House flipping is typically defined as buying and selling a house within a 12-month time period. As you may have seen on popular TV shows such as HGTV’s “Flip or Flop” or “Fixer Upper,” home flippers renovate or improve their properties in order to create a bigger return on investment (ROI) when they eventually sell.
Like many tactics in real estate, the process and end result of house flipping can greatly fluctuate and depends on a variety of factors, from the types of improvements and costs needed to the location and market that the property has.
The gross profit on an average house flipping rose to $67,000, up by 2.5% from $65,400 in the first quarter.
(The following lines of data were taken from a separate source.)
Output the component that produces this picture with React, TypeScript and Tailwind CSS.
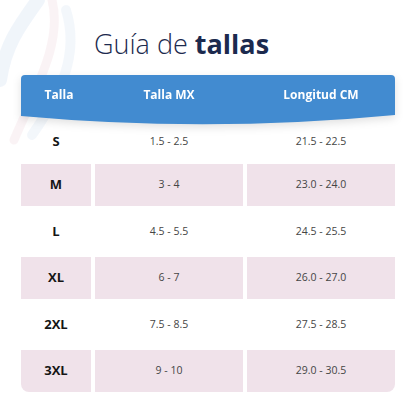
const rows = [
  { size: 'S', mx: '1.5 - 2.5', cm: '21.5 - 22.5' },
  { size: 'M', mx: '3 - 4', cm: '23.0 - 24.0' },
  { size: 'L', mx: '4.5 - 5.5', cm: '24.5 - 25.5' },
  { size: 'XL', mx: '6 - 7', cm: '26.0 - 27.0' },
  { size: '2XL', mx: '7.5 - 8.5', cm: '27.5 - 28.5' },
  { size: '3XL', mx: '9 - 10', cm: '29.0 - 30.5' }
]

function Waves() {
  return (
    <svg className="absolute left-0 top-0" width="90" height="170" viewBox="0 0 90 170" fill="none" opacity="0.45">
      <path d="M38 0 C 20 25, 5 45, 0 80" stroke="#dfe9f6" strokeWidth="14" strokeLinecap="round" />
      <path d="M52 0 C 62 40, 40 80, 14 140" stroke="#f6e6ea" strokeWidth="9" strokeLinecap="round" />
      <path d="M66 10 C 80 55, 60 95, 32 135" stroke="#e6eef8" strokeWidth="10" strokeLinecap="round" />
    </svg>
  )
}

export default function App() {
  return (
    <div
      className="relative w-[416px] h-[416px] overflow-hidden bg-white"
      style={{ fontFamily: '"Open Sans", "Noto Sans", sans-serif' }}
    >
      <Waves />
      <div className="relative px-[21px] pt-[26px]">
        <h1 className="text-[27px] leading-[36px] text-[#1c2a4e] pl-[73px]">
          <span className="font-light">Guía de </span>
          <span className="font-bold">tallas</span>
        </h1>

        {/* header */}
        <div className="mt-[13px] drop-shadow-[0_3px_4px_rgba(0,0,0,0.12)]">
          <div className="grid grid-cols-[70px_148px_1fr] gap-x-[4px] h-[40px] items-center bg-[#428bd0] rounded-t-[4px] text-white text-[12px] font-bold">
            <div className="text-center pl-[6px]">Talla</div>
            <div className="text-center">Talla MX</div>
            <div className="text-center">Longitud CM</div>
          </div>
          <svg className="block" width="374" height="10" viewBox="0 0 374 10">
            <path d="M0 0 L374 0 L374 0 Q187 18 0 1 Z" fill="#428bd0" />
          </svg>
        </div>

        <div className="flex flex-col gap-[4.5px]">
          {rows.map((r, i) => {
            const pink = i % 2 === 1
            const last = i === rows.length - 1
            const cell = pink ? 'bg-[#f0e2ea]' : ''
            return (
              <div
                key={r.size}
                className={`grid grid-cols-[70px_148px_1fr] gap-x-[4px] ${i === 0 ? 'h-[34px] mb-[0.5px]' : 'h-[42px]'}`}
              >
                <div className={`flex items-center justify-center text-[13px] font-bold text-[#151515] ${cell} ${last ? 'rounded-bl-[8px]' : ''}`}>
                  {r.size}
                </div>
                <div className={`flex items-center justify-center text-[10.5px] text-[#454545] ${cell}`}>{r.mx}</div>
                <div className={`flex items-center justify-center text-[10.5px] text-[#454545] ${cell} ${last ? 'rounded-br-[8px]' : ''}`}>
                  {r.cm}
                </div>
              </div>
            )
          })}
        </div>
      </div>
    </div>
  )
}
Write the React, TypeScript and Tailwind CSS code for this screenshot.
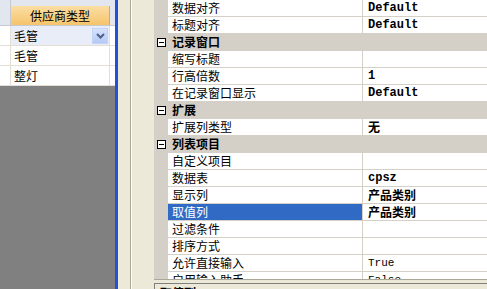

These profit numbers are up from 2020 and are some of the highest totals since 2005. However, while the gross profits may be promising, CNBC explains that the ROI (which is calculated after adding in flip costs) have taken some sizable hits in the past quarters.
“The return was just 33.5% in the second quarter, down from 37% in the quarter before and down from 40% in the second quarter of 2020. Investors are now seeing the lowest returns since 2011, when the housing market had yet to begin its recovery from the subprime mortgage crash.”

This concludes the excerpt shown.